Le chapitre 6 est en quelque sorte un résumé de l'ontologie plotinienne dans la mesure où le philosophe y rappelle clairement ce qu'il entend par le terme « être » (pour un exposé plus détaillé voir notamment le traité 10 (V, 1) chap. 4 à 9). L'être au sens plein et véritable, c'est l'intelligible, mais un intelligible vivant et pensant qui n'a rien à voir avec l'intelligible abstrait que serait un ensemble de concepts. Il s'agit de « la vie parfaite » (ligne 15), de l'être en acte sans aucune trace de cet être en puissance dont a parlé le traité précédent (II, 5). Le monde sensible n'est donc pas le vrai monde et les corps ne sont pas des réalités qui existent par elles-mêmes. La solidité et la résistance des rochers et des montagnes, loin d'en attester la réalité, en indiquent la fragilité et l'inconsistance ontologiques. La masse, avec sa double signification de poids et de volume, s'oppose à la vie pure et parfaite qui est la vie de l'Intellect.

On doit garder en mémoire ce chapitre décisif pour mesurer pleinement les affirmations de Plotin qui suivront, en particulier les indications sur l'« homonymie » du sensible (chap. 17, 23-24) et les allusions aux ekeîna, les « réalités de là-bas », c'est-à-dire les Formes. Reprenant et développant l'enseignement du Timée 52a-b, Plotin met en avant trois modes d'être distincts : l'intelligible (l'être incorporel parfaitement impassible), le sensible (l'être en devenir, l'apparence et le changement corporel) et un « troisième genre » qui selon lui est la matière (l'être du non-être, impassible par impuissance à recevoir les imitations des Formes). Or les Formes ne produisent pas les corps au sens où un artisan fabrique un objet particulier, elles se contentent d'être et des « raisons » s'en dégagent qui procèdent et vont vers la matière. Le terme lógos est ainsi susceptible de désigner, à quelques lignes de distance, le raisonnement philosophique lui-même (chap 15, 28) ou la « raison formatrice » (chap. 16, 1) qui est comme une semence active dans les corps. Elliptiques, les chapitres qui suivent s'inscrivent sans conteste dans ce que le traité 12 (II, 4) a nommé le « raisonnement bâtard ».
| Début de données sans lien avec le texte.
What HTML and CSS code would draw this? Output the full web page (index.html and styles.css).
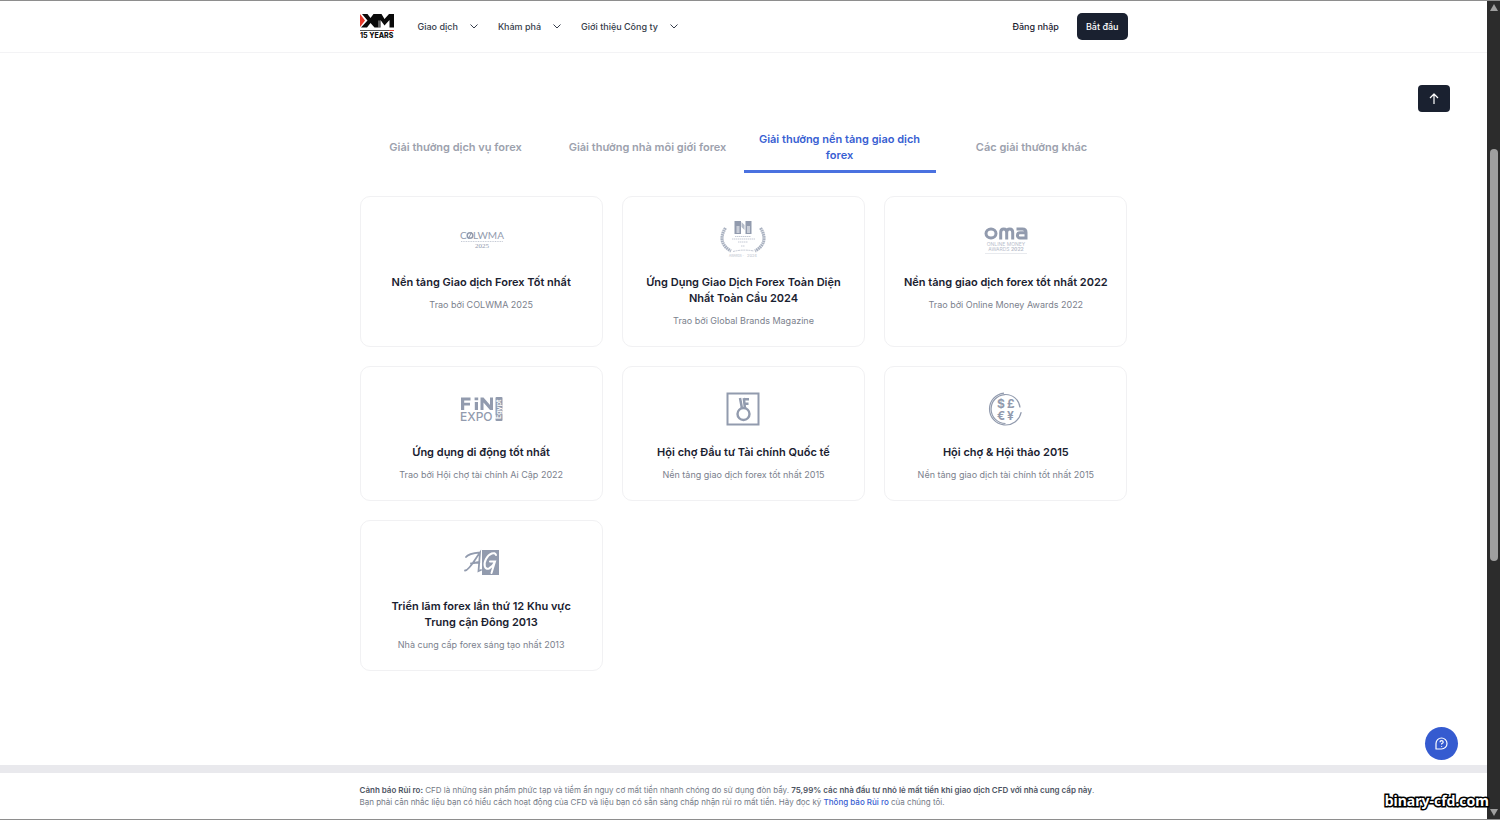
FILE: index.html
```html
<!DOCTYPE html>
<html lang="vi">
<head>
<meta charset="utf-8">
<title>XM - Giải thưởng</title>
<link rel="stylesheet" href="styles.css">
</head>
<body>
<div class="page">
  <header class="header">
    <div class="container header-row">
      <a class="logo" href="#" aria-label="XM 15 Years">
        <svg width="36" height="26" viewBox="1 1 36 26">
          <path d="M1 1L6 7.500L1 14Z" fill="#e8392b"/>
          <path d="M3 1H8.500L11.500 5L14.500 1H22.500L25.500 6L30 1H35V14.500H30.500V7L25.500 12.500L21.500 7V14.500H15.500L11.500 10L8 14.500H2L8.500 7.500Z" fill="#0a0a0a"/>
          <path d="M20 7.500V14.500" fill="none" stroke="#fff" stroke-width=".7"/>
          <path d="M1 17.500H30" stroke="#555" stroke-width="1"/>
          <path d="M30 17.500H35" stroke="#e8392b" stroke-width="1"/>
          <text x="1" y="25" class="logo-years">15 YEARS</text>
        </svg>
      </a>
      <nav class="nav">
        <button class="nav-item">Giao dịch <svg class="chevron" viewBox="0 0 8 5"><path d="M.5.5L4 4L7.500.5"/></svg></button>
        <button class="nav-item">Khám phá <svg class="chevron" viewBox="0 0 8 5"><path d="M.5.5L4 4L7.500.5"/></svg></button>
        <button class="nav-item">Giới thiệu Công ty <svg class="chevron" viewBox="0 0 8 5"><path d="M.5.5L4 4L7.500.5"/></svg></button>
      </nav>
      <a class="login" href="#">Đăng nhập</a>
      <button class="start">Bắt đầu</button>
    </div>
  </header>

  <main class="main">
    <div class="container">
      <div class="tabs" role="tablist">
        <button class="tab" role="tab">Giải thưởng dịch vụ forex</button>
        <button class="tab" role="tab">Giải thưởng nhà môi giới forex</button>
        <button class="tab tab-active" role="tab" aria-selected="true">Giải thưởng nền tảng giao dịch forex</button>
        <button class="tab" role="tab">Các giải thưởng khác</button>
      </div>
      <div class="cards">
        <article class="card">
          <svg class="award" viewBox="0 0 48 48">
            <g class="colwma"><text x="3" y="24" font-size="10">C</text><text x="16" y="24" font-size="10">LWMA</text><text x="25" y="33" font-size="7" text-anchor="middle" class="year">2025</text></g>
            <circle cx="13" cy="20.500" r="2.800" fill="none" stroke="#929bae" stroke-width="1.500"/>
            <path d="M14.500 17L11.500 24" stroke="#929bae"/>
            <path d="M4 26.500H46" stroke="#c5cad5" stroke-dasharray="1 .7"/>
          </svg>
          <h2>Nền tảng Giao dịch Forex Tốt nhất</h2>
          <p>Trao bởi COLWMA 2025</p>
        </article>
        <article class="card">
          <svg class="award" viewBox="0 0 48 48">
            <path d="M15.500 6h6.500v13h-6.500zM26.500 6h6v13h-6z" fill="#929bae"/>
            <path d="M17.500 11h3v7h-3zM28 11h3v7h-3z" fill="#c9ced8"/>
            <path d="M22.500 7L25.500 10V15L22.500 12Z" fill="#b4bbc8"/>
            <path d="M6.500 13C0 23 3 31 12 36M41.500 13C48 23 45 31 36 36" fill="none" stroke="#a9b1c0" stroke-width="3.200" stroke-dasharray="1.700 .5"/>
            <path d="M16 21.500H32M13 24H36M19 27H29M22 31H26" stroke="#c5cad5" stroke-dasharray="1.500 .5"/>
            <path d="M14 36.500Q24 34 35 36" fill="none" stroke="#c5cad5" stroke-dasharray="2 .6"/>
            <text x="10" y="42" class="tiny" font-size="3">AWARDS -</text><text x="28" y="42" class="tiny" font-size="4">2024</text>
          </svg>
          <h2>Ứng Dụng Giao Dịch Forex Toàn Diện Nhất Toàn Cầu 2024</h2>
          <p>Trao bởi Global Brands Magazine</p>
        </article>
        <article class="card">
          <svg class="award" viewBox="0 0 48 48">
            <path d="M4 18.500a5 4.500 0 1 0 10 0a5 4.500 0 1 0-10 0M18.700 24.500V17.500q0-3.500 3-3.500t3 3.500V24.500M24.700 17.500q0-3.500 3-3.500t3 3.500V24.500M34.500 14H40.500q3.500 0 3.500 3.500V23H38a2.600 2.600 0 0 1 0-5.200H44" fill="none" stroke="#929bae" stroke-width="3"/>
            <g class="tiny" text-anchor="middle" font-size="5"><text x="24" y="31">ONLINE MONEY</text><text x="24" y="36">AWARDS <tspan font-weight="700">2022</tspan></text></g>
            <path d="M3 38.500H45" stroke="#d8dbe2" stroke-width=".6"/>
          </svg>
          <h2>Nền tảng giao dịch forex tốt nhất 2022</h2>
          <p>Trao bởi Online Money Awards 2022</p>
        </article>
        <article class="card">
          <svg class="award" viewBox="0 0 48 48">
            <path d="M4 12.500H13.500V15.500H7.200V17.800H13V20.500H7.200V25H4ZM17.800 17H21V25H17.800ZM17.600 12.500H21.200V15.200H17.600ZM23.500 25V12.500H26.500L33 20V12.500H36V25H33L26.500 17.500V25Z" fill="#929bae"/>
            <text x="3" y="36" font-size="12" font-weight="500" class="mark">EXPO</text>
            <rect x="38.500" y="12" width="7" height="24" rx="1" fill="#929bae"/>
            <text transform="translate(44 34) rotate(-90)" font-size="7" font-weight="600" fill="#fff">Egypt</text>
          </svg>
          <h2>Ứng dụng di động tốt nhất</h2>
          <p>Trao bởi Hội chợ tài chính Ai Cập 2022</p>
        </article>
        <article class="card">
          <svg class="award" viewBox="0 0 48 48">
            <rect x="8.500" y="8.500" width="31" height="31" fill="none" stroke="#929bae" stroke-width="2"/>
            <circle cx="24.500" cy="29" r="6" fill="none" stroke="#929bae" stroke-width="2.400"/>
            <path d="M21 13L23 23.500M24.800 13L26 23.500M24.500 14.200H30M25.300 18.800H29.500" fill="none" stroke="#929bae" stroke-width="2.500"/>
          </svg>
          <h2>Hội chợ Đầu tư Tài chính Quốc tế</h2>
          <p>Nền tảng giao dịch forex tốt nhất 2015</p>
        </article>
        <article class="card">
          <svg class="award" viewBox="0 0 48 48">
            <path d="M38 22.500A14.500 14.500 0 1 0 23.500 38.500" fill="none" stroke="#929bae" stroke-width="1.200"/>
            <path d="M22 8.070A16 16 0 1 0 39.200 27.200" fill="none" stroke="#929bae" stroke-width="1.200"/>
            <g class="mark" font-size="12" font-weight="700"><text x="15" y="23">$</text><text x="25" y="23">£</text><text x="15" y="35">€</text><text x="25" y="35">¥</text></g>
          </svg>
          <h2>Hội chợ &amp; Hội thảo 2015</h2>
          <p>Nền tảng giao dịch tài chính tốt nhất 2015</p>
        </article>
        <article class="card">
          <svg class="award" viewBox="-1 0 48 48">
            <rect x="24" y="11" width="17" height="25" fill="#929bae"/>
            <path d="M7 31.500C11 32 17 20 22 13.500L20.500 32L23 31M8 18C10 15 16 14 22 13.500M13 24.500L21.500 23" fill="none" stroke="#929bae" stroke-width="1.800" stroke-linecap="round"/>
            <path d="M38 16C37 12.500 31 14 28 20C25 26 27 31 31 29.500C34 28 36 25 37 22.500H32M37 22.500L33.500 34" fill="none" stroke="#fff" stroke-width="2" stroke-linecap="round"/>
          </svg>
          <h2>Triển lãm forex lần thứ 12 Khu vực Trung cận Đông 2013</h2>
          <p>Nhà cung cấp forex sáng tạo nhất 2013</p>
        </article>
      </div>
    </div>
  </main>

  <footer class="risk">
    <p class="container"><strong>Cảnh báo Rủi ro:</strong> CFD là những sản phẩm phức tạp và tiềm ẩn nguy cơ mất tiền nhanh chóng do sử dụng đòn bẩy. <strong>75,99% các nhà đầu tư nhỏ lẻ mất tiền khi giao dịch CFD với nhà cung cấp này</strong>.<br>Bạn phải cân nhắc liệu bạn có hiểu cách hoạt động của CFD và liệu bạn có sẵn sàng chấp nhận rủi ro mất tiền. Hãy đọc kỹ <a href="#">Thông báo Rủi ro</a> của chúng tôi.</p>
  </footer>

  <button class="to-top" aria-label="Lên đầu trang"><svg width="12" height="12" viewBox="0 0 12 12"><path d="M6 11V1.500M2 5L6 1L10 5"/></svg></button>
  <button class="chat" aria-label="Trợ giúp"><svg width="13" height="13" viewBox="0 0 13 13"><path d="M1 12V6.500A5.500 5.500 0 1 1 6.500 12ZM5 5.200Q5 3.700 6.600 3.700T8.200 5.200Q8.200 6 6.600 6.800V7.600M6.600 9V9.700"/></svg></button>
</div>
<div class="scrollbar" aria-hidden="true">
  <span class="arrow arrow-up"></span>
  <span class="thumb"></span>
  <span class="arrow arrow-down"></span>
</div>
<span class="watermark">binary-cfd.com</span>
</body>
</html>
```
FILE: styles.css
```css
* { box-sizing: border-box; }
body {
  margin: 0;
  min-height: 100vh;
  display: flex;
  position: relative;
  border-top: 1px solid #8e8e8e;
  border-bottom: 1px solid #8e8e8e;
  background: #fff;
  color: #1a2130;
  font-family: Inter, "Liberation Sans", sans-serif;
  font-size: 9px;
  line-height: 16px;
}
button { font: inherit; border: 0; padding: 0; background: none; color: inherit; cursor: pointer; }
a { color: inherit; text-decoration: none; }
h2, p { margin: 0; }
.page { flex: 1; display: flex; flex-direction: column; position: relative; }
.container { width: 100%; max-width: 768px; margin: 0 auto; }

.header { border-bottom: 1px solid #f3f3f5; padding: 12px 0; }
.header-row { display: flex; align-items: center; }
.logo { display: flex; margin-right: 22px; }
.logo-years { font-size: 7px; font-weight: 800; fill: #111; }
.nav { display: flex; gap: 20px; flex: 1; color: #363d4b; }
.nav-item { display: flex; align-items: center; gap: 12px; font-weight: 500; }
.chevron { width: 8px; height: 5px; }
.chevron path { fill: none; stroke: #363d4b; stroke-width: 1; }
.login { font-weight: 500; margin-right: 18px; }
.start { background: #1a2130; color: #fff; font-weight: 500; border-radius: 5px; padding: 6px 9px 5px; }

.main { flex: 1; padding: 68px 0 94px; }
.tabs { display: grid; grid-template-columns: repeat(4, 1fr); margin-bottom: 23px; }
.tab { font-size: 11px; font-weight: 600; color: #9ca1ad; padding: 10px 12px 7px; border-bottom: 3px solid transparent; }
.tab-active { color: #3860d2; border-color: #4a71e0; }
.cards { display: grid; grid-template-columns: repeat(3, 1fr); gap: 19px; }
.card {
  display: flex; flex-direction: column; align-items: center; text-align: center;
  border: 1px solid #f1f1f3; border-radius: 10px; padding: 18px 18px 17px;
}
.award { width: 48px; height: 48px; margin-bottom: 11px; }
.card h2 { font-size: 11px; font-weight: 600; line-height: 16px; margin-bottom: 7px; }
.card p { color: #7b818d; }
.colwma { fill: #929bae; font-family: Lato, sans-serif; }
.year { font-family: "Liberation Serif", serif; }
.mark { fill: #929bae; }
.tiny { fill: #b8becb; }

.risk { border-top: 8px solid #e9e9ed; padding: 11px 0; font-size: 8px; line-height: 12px; color: #747a86; }
.risk strong { color: #4e5563; font-weight: 600; }
.risk a { color: #3860d2; font-weight: 500; }

.to-top { position: absolute; top: 84px; right: 37px; width: 32px; height: 27px; border-radius: 4px; background: #1a2130; display: grid; place-items: center; }
.chat { position: absolute; bottom: 59px; right: 29px; width: 33px; height: 33px; border-radius: 50%; background: #355bd0; display: grid; place-items: center; }
.to-top path, .chat path { fill: none; stroke: #fff; stroke-width: 1.2; stroke-linejoin: round; }

.scrollbar { width: 13px; background: #2c2c2c; display: flex; flex-direction: column; align-items: center; padding: 3px 0; }
.thumb { width: 8px; flex: 1; border-radius: 4px; background: #9f9f9f; margin: 138px 0 248px; }
.arrow { border: 4px solid transparent; }
.arrow-up { border-bottom: 7px solid #9f9f9f; border-top: 0; }
.arrow-down { border-top: 7px solid #9f9f9f; border-bottom: 0; }
.watermark {
  position: absolute; right: 11px; bottom: 8px;
  font: 700 14px/20px "Noto Sans", sans-serif; color: #fff;
  -webkit-text-stroke: 3px #000; paint-order: stroke fill;
}
```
Cette expression de Platon (Timée 52b2) désigne la modalité propre du discours sur le non-être matériel : « Si chaque chose est connue par la raison et par la pensée – mais dans ce cas-ci la raison dit les choses qu'elle dit évidemment sur la matière, alors que la pensée, qui désire être une intellection, n'est pas une intellection, mais une sorte d'absence d'intellection –, mieux vaudrait dire que la représentation de la matière est bâtarde et non légitime, puisqu'elle est formée à partir de l'autre qui n'est pas vrai » (traité 12 (II, 4), 10, 6-9). Le traité 26 ne parle plus de « raisonnement bâtard », mais il décrit précisément la difficulté qu'on éprouve à parler de façon adéquate de la matière : « Elle ment dans tout ce qu'elle annonce » (chap. 7, 21). Il y a donc en quelque sorte une connaissance négative de la matière, connaissance qui ne s'appuie ni sur des contenus ontologiques déterminés (les Formes intelligibles dont on peut donner des définitions), ni sur des expériences sensorielles. Ainsi des analogies, telle celle établie entre la matière et un miroir, peuvent mettre notre pensée en voie vers l'irrationnelle non-existence de la matière. Bien des affirmations du traité 26 surprendront. Il ne faut ni les isoler, ni chercher à mettre Plotin en contradiction avec lui-même, car c'est l'objet dont il parle qui est contradictoire. Tantôt vous apprendrez que la matière ne participe en rien aux Formes et qu'elle est radicalement inaltérable (chap. 11, 5-10), tantôt qu'elle est toutes les choses (chap. 17, 30). Seul le mouvement du propos de Plotin, les corrections ou les atténuations qu'il apporte à ses affirmations, les images qu'il prend et les allégories qu'il utilise (Pénia au chap. 14, la Grande Mère au chap. 19) permettent de commencer à saisir ce que ne pas être veut dire pour la matière.